The New Testament gives us brief glimpses of the kinds of hardship and persecution the disciples would face in the forty years leading up to the destruction of Jerusalem, much of it coming from the Jews, themselves. For this reason, we should not rush to apply the warnings and promises that Jesus makes in this section directly to the church today. While we might, indeed, face certain hardships or persecutions because of the faith we profess, and even though we will at times feel like “sheep amongst wolves” and strive to be “as wise as serpents and as innocent as doves” (verse 16), and even though we may find ourselves facing governors and kings who will demand we give an account for our faith (verse 18), our ministry, even so, will never fully reflect the chaos and hatred that the apostles would face in the first few decades of the Church—from both Roman persecution and Jewish persecution.

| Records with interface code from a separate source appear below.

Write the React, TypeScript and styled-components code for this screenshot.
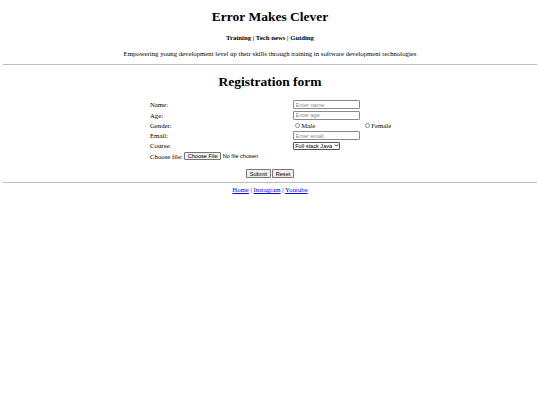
import React from "react";
import styled, { createGlobalStyle } from "styled-components";
import { ChevronDown } from "lucide-react";

const GlobalStyle = createGlobalStyle`
  body {
    margin: 0;
    font-family: "Liberation Serif", "Times New Roman", serif;
    font-size: 6.75px;
    color: #000;
    background: #fff;
  }
`;

const Page = styled.div`
  padding: 0 3.4px;
  display: flex;
  flex-direction: column;
`;

const Header = styled.header`
  text-align: center;
  display: flex;
  flex-direction: column;
`;

const Title = styled.h1`
  font-size: 13.5px;
  line-height: 15.5px;
  font-weight: 700;
  margin: 9px 0 0;
`;

const Nav = styled.h4`
  font-size: 6.75px;
  line-height: 7.8px;
  font-weight: 700;
  margin: 9px 0 0;
`;

const Tagline = styled.p`
  line-height: 7.8px;
  margin: 8.5px 0 0;
`;

const Rule = styled.hr<{ $top: number; $bottom: number }>`
  width: 100%;
  margin: ${(p) => p.$top}px 0 ${(p) => p.$bottom}px;
  border: 0;
  border-top: 1px solid #bdbdbd;
  height: 0;
`;

const FormTitle = styled.h1`
  font-size: 13.5px;
  line-height: 15.5px;
  font-weight: 700;
  text-align: center;
  margin: 0;
`;

const Form = styled.form`
  display: flex;
  flex-direction: column;
  align-items: center;
  margin-top: 10px;
`;

const Grid = styled.div`
  width: 240px;
  display: grid;
  grid-template-columns: 143px 70px 1fr;
  grid-auto-rows: 10.3px;
  align-items: center;
`;

const Label = styled.div<{ $wide?: boolean }>`
  grid-column: ${(p) => (p.$wide ? "1 / -1" : "1")};
  white-space: nowrap;
  display: flex;
  align-items: center;
  gap: 1.6px;
`;

const Field = styled.div`
  display: flex;
  align-items: center;
  white-space: nowrap;
`;

const control = `
  font-family: "Liberation Sans", Arial, sans-serif;
  font-size: 5.6px;
  color: #000;
`;

const TextInput = styled.input`
  ${control}
  width: 67px;
  height: 9px;
  padding: 0 1.5px;
  border: 0.6px solid #8a8a8a;
  border-radius: 1px;
  box-sizing: border-box;
  outline: none;

  &::placeholder {
    color: #8a8a8a;
  }
`;

const Radio = styled.input`
  appearance: none;
  width: 5px;
  height: 5px;
  margin: 0.4px 1.3px 0 2px;
  border: 0.6px solid #8a8a8a;
  border-radius: 50%;
  background: #fff;
  box-sizing: border-box;
`;

const SelectWrap = styled.span`
  position: relative;
  display: inline-flex;
`;

const Select = styled.select`
  ${control}
  appearance: none;
  width: 47px;
  height: 7.5px;
  padding: 0 0 0 1.2px;
  border: 0.6px solid #555;
  border-radius: 1px;
  background: #fff;
  box-sizing: border-box;
  line-height: 6px;
`;

const Caret = styled(ChevronDown)`
  position: absolute;
  right: 1.5px;
  top: 1.3px;
  pointer-events: none;
`;

const FileInput = styled.input`
  ${control}
  width: 80px;

  &::file-selector-button {
    ${control}
    height: 7.5px;
    padding: 0 2.3px;
    margin-right: 1.8px;
    border: 0.6px solid #767676;
    border-radius: 1px;
    background: #efefef;
  }
`;

const Actions = styled.div`
  display: flex;
  justify-content: center;
  gap: 1.4px;
  margin-top: 8px;
`;

const Button = styled.button`
  ${control}
  height: 9px;
  padding: 0 2.6px;
  border: 0.6px solid #767676;
  border-radius: 1px;
  background: #efefef;
  box-sizing: border-box;
`;

const Footer = styled.footer`
  text-align: center;
  line-height: 7.8px;
`;

const FooterLink = styled.a`
  color: #0000ee;
  text-decoration: underline;
`;

const App: React.FC = () => {
  return (
    <>
      <GlobalStyle />
      <Page>
        <Header>
          <Title>Error Makes Clever</Title>
          <Nav>Training | Tech news | Guiding</Nav>
          <Tagline>
            Empowering young development level up their skills through training in software
            development technologies
          </Tagline>
        </Header>
        <Rule $top={6.5} $bottom={9} />

        <FormTitle>Registration form</FormTitle>
        <Form onSubmit={(e) => e.preventDefault()}>
          <Grid>
            <Label>Name:</Label>
            <Field>
              <TextInput type="text" placeholder="Enter name" />
            </Field>
            <span />

            <Label>Age:</Label>
            <Field>
              <TextInput type="text" placeholder="Enter age" />
            </Field>
            <span />

            <Label>Gender:</Label>
            <Field>
              <Radio type="radio" name="gender" />
              Male
            </Field>
            <Field>
              <Radio type="radio" name="gender" />
              Female
            </Field>

            <Label>Email:</Label>
            <Field>
              <TextInput type="email" placeholder="Enter email" />
            </Field>
            <span />

            <Label>Course:</Label>
            <Field>
              <SelectWrap>
                <Select defaultValue="java">
                  <option value="java">Full stack Java</option>
                  <option value="python">Full stack Python</option>
                  <option value="mern">MERN stack</option>
                </Select>
                <Caret size={5} strokeWidth={4} />
              </SelectWrap>
            </Field>
            <span />

            <Label $wide>
              Choose file: <FileInput type="file" />
            </Label>
          </Grid>
          <Actions>
            <Button type="submit">Submit</Button>
            <Button type="reset">Reset</Button>
          </Actions>
        </Form>
        <Rule $top={4} $bottom={3} />

        <Footer>
          <FooterLink href="#">Home</FooterLink> | <FooterLink href="#">Instagram</FooterLink> |{" "}
          <FooterLink href="#">Youtube</FooterLink>
        </Footer>
      </Page>
    </>
  );
};

export default App;
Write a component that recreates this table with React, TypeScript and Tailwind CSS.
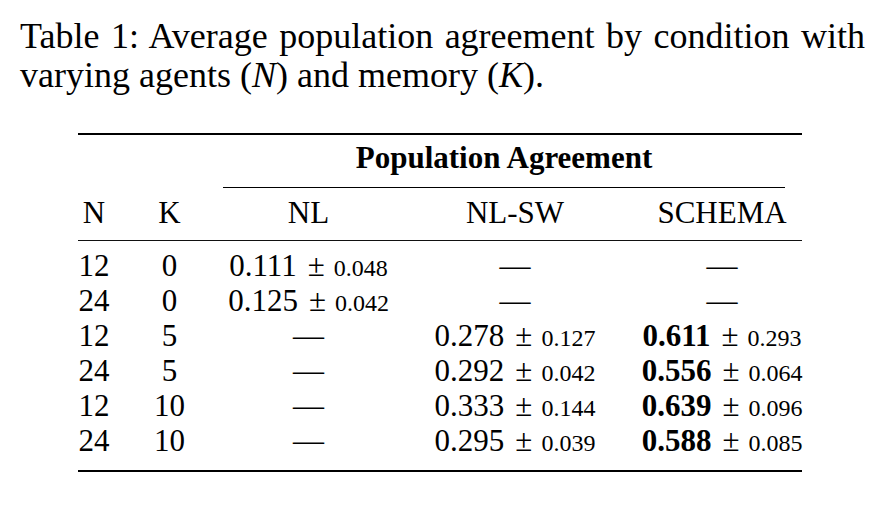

However, we know full well that in each age the Church suffers its own particular hardships. Today, we can easily see tensions rising as our once “Christian” culture begins to rebel against the very morals that it was built upon. The recent chaos that has ensued because of the leaking of the Supreme Court draft opinions concerning the status of Roe vs. Wade is but one example. Perhaps, the days are coming when Christians like you and me will find ourselves despised and rejected simply because of what we believe about Jesus and the Bible. Maybe we already are!
But we can take comfort in knowing that the same Savior who commissioned His disciples for a mission that seemed dangerous and impossible, is the very same Savior who goes with us and promises to work through us to bring forth His Kingdom. He is the same Savior who promises that not even the gates of Hades can stand against His Church (Matthew 16:18).